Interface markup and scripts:
------------------------------------------------------------------------
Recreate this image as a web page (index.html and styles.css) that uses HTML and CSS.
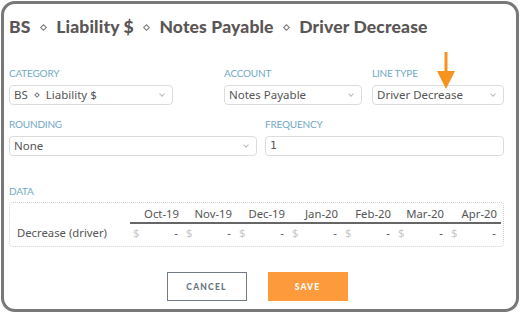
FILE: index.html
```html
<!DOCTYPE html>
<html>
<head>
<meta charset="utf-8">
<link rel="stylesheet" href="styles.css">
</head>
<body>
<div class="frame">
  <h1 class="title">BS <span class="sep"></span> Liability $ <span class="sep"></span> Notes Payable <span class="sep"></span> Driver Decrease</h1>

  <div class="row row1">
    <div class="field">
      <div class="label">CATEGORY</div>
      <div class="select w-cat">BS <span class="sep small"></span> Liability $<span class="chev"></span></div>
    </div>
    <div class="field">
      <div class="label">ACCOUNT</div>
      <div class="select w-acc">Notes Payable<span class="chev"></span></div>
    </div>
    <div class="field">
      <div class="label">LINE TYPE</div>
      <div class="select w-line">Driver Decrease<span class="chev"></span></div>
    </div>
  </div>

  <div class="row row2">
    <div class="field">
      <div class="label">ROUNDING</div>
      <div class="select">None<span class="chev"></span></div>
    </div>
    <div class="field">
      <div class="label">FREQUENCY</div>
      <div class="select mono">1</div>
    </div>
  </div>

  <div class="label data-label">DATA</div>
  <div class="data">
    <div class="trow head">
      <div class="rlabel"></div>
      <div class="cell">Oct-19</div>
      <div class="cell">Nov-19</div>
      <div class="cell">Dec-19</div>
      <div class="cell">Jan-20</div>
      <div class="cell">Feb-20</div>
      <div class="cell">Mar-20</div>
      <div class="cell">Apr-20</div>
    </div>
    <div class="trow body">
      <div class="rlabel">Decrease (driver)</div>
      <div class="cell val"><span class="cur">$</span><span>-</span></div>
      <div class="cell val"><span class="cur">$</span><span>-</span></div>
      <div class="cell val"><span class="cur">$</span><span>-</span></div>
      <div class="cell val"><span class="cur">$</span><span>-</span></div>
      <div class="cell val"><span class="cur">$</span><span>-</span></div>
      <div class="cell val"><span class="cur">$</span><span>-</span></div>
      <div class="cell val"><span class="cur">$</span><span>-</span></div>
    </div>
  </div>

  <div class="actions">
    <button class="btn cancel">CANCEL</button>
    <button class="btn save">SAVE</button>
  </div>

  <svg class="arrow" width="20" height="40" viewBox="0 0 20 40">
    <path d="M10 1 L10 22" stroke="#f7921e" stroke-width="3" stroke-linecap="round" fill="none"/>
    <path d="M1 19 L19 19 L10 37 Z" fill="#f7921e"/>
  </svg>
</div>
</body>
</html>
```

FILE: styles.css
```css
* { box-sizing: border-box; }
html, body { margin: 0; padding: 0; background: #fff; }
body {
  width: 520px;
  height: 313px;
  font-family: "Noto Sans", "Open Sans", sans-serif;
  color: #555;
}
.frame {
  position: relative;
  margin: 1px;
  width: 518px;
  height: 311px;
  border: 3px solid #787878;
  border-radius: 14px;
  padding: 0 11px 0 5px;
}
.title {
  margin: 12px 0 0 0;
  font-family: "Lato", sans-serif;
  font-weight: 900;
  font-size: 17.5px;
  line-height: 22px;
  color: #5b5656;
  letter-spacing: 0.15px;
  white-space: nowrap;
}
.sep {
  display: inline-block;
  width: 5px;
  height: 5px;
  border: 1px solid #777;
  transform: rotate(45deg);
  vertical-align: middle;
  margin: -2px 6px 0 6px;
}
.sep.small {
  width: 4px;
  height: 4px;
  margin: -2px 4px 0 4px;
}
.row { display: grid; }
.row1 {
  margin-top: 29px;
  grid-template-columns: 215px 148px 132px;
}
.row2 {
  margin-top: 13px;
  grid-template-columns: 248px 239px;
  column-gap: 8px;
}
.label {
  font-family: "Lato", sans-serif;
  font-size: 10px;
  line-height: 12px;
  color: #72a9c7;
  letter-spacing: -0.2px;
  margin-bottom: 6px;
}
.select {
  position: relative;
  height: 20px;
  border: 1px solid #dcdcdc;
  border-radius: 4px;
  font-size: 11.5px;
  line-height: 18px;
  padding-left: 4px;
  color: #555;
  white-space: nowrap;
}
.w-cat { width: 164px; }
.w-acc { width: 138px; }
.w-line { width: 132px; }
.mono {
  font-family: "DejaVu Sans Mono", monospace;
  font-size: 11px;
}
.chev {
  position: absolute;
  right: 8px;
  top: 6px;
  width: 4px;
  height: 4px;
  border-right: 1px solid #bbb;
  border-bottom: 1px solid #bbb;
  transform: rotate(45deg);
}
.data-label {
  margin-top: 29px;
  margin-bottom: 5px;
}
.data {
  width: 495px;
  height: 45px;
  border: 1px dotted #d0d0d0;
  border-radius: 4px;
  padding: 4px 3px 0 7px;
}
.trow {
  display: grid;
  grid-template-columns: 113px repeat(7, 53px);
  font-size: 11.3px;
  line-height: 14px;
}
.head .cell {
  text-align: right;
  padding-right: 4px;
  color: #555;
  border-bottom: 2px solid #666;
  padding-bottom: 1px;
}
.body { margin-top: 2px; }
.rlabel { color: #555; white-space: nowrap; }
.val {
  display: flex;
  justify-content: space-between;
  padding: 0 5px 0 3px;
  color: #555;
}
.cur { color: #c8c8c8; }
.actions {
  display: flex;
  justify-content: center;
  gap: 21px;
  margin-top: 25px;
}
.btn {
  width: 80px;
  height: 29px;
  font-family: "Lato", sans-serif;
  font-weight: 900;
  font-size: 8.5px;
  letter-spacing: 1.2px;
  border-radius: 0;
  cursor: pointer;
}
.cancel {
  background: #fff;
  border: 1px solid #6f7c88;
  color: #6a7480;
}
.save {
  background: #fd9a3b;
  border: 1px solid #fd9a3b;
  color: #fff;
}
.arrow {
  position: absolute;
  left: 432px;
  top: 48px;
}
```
------------------------------------------------------------------------
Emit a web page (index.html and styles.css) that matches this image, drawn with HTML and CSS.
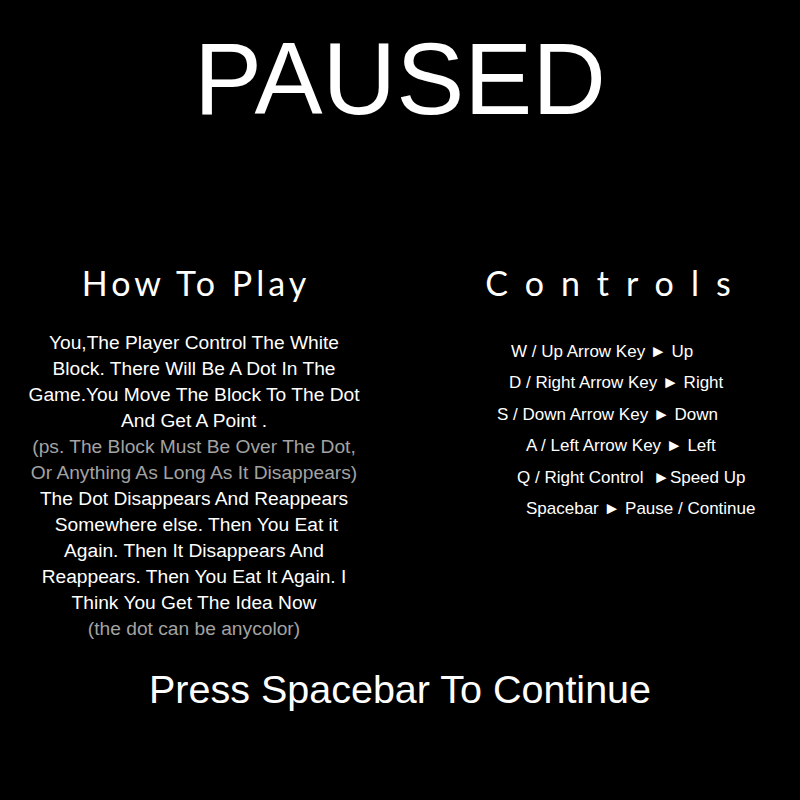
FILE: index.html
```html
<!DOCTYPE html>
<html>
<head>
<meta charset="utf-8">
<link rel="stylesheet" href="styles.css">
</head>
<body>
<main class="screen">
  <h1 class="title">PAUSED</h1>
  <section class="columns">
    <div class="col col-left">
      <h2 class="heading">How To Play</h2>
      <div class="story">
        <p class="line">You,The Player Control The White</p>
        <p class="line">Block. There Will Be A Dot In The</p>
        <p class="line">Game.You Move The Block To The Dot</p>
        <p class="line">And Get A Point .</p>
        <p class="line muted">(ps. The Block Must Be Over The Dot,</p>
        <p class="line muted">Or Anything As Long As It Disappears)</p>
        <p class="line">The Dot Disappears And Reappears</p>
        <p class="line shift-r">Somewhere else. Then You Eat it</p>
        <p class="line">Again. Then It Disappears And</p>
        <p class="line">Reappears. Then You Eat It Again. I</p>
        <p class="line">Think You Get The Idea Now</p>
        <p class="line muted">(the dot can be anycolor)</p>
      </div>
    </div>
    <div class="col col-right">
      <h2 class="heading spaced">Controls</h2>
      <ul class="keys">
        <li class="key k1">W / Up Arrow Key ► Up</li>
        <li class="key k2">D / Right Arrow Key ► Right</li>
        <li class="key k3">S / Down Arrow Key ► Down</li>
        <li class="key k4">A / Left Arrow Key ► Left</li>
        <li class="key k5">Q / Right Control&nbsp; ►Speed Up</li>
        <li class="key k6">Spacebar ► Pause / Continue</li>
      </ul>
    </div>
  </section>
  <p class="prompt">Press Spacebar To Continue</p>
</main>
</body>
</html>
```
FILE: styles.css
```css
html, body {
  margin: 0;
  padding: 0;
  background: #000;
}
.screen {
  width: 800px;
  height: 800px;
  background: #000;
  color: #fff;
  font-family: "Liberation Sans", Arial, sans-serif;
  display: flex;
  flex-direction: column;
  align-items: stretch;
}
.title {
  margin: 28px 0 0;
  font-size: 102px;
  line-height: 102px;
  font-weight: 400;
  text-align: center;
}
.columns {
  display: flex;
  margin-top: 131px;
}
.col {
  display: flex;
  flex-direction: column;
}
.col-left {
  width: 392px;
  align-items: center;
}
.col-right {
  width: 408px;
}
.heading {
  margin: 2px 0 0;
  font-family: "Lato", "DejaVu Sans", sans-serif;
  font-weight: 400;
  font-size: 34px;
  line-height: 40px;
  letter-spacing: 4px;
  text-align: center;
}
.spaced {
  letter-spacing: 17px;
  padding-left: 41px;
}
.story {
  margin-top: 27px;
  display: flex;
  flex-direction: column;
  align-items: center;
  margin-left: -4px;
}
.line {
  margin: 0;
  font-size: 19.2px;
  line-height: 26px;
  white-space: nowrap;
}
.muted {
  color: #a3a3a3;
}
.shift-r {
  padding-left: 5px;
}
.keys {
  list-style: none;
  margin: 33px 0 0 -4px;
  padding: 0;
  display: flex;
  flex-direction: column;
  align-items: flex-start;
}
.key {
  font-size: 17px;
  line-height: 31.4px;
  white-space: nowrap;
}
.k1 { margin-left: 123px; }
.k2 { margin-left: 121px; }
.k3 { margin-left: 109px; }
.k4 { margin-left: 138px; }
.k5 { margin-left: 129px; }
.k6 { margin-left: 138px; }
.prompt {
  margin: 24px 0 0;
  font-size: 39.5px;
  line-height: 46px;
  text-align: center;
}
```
------------------------------------------------------------------------
● To do
Filter out every line that lacks the word "this", and copy the rest.

● Written solution
Recreate this image as a web page (index.html and styles.css) that uses HTML and CSS.
Emit a web page (index.html and styles.css) that matches this image, drawn with HTML and CSS.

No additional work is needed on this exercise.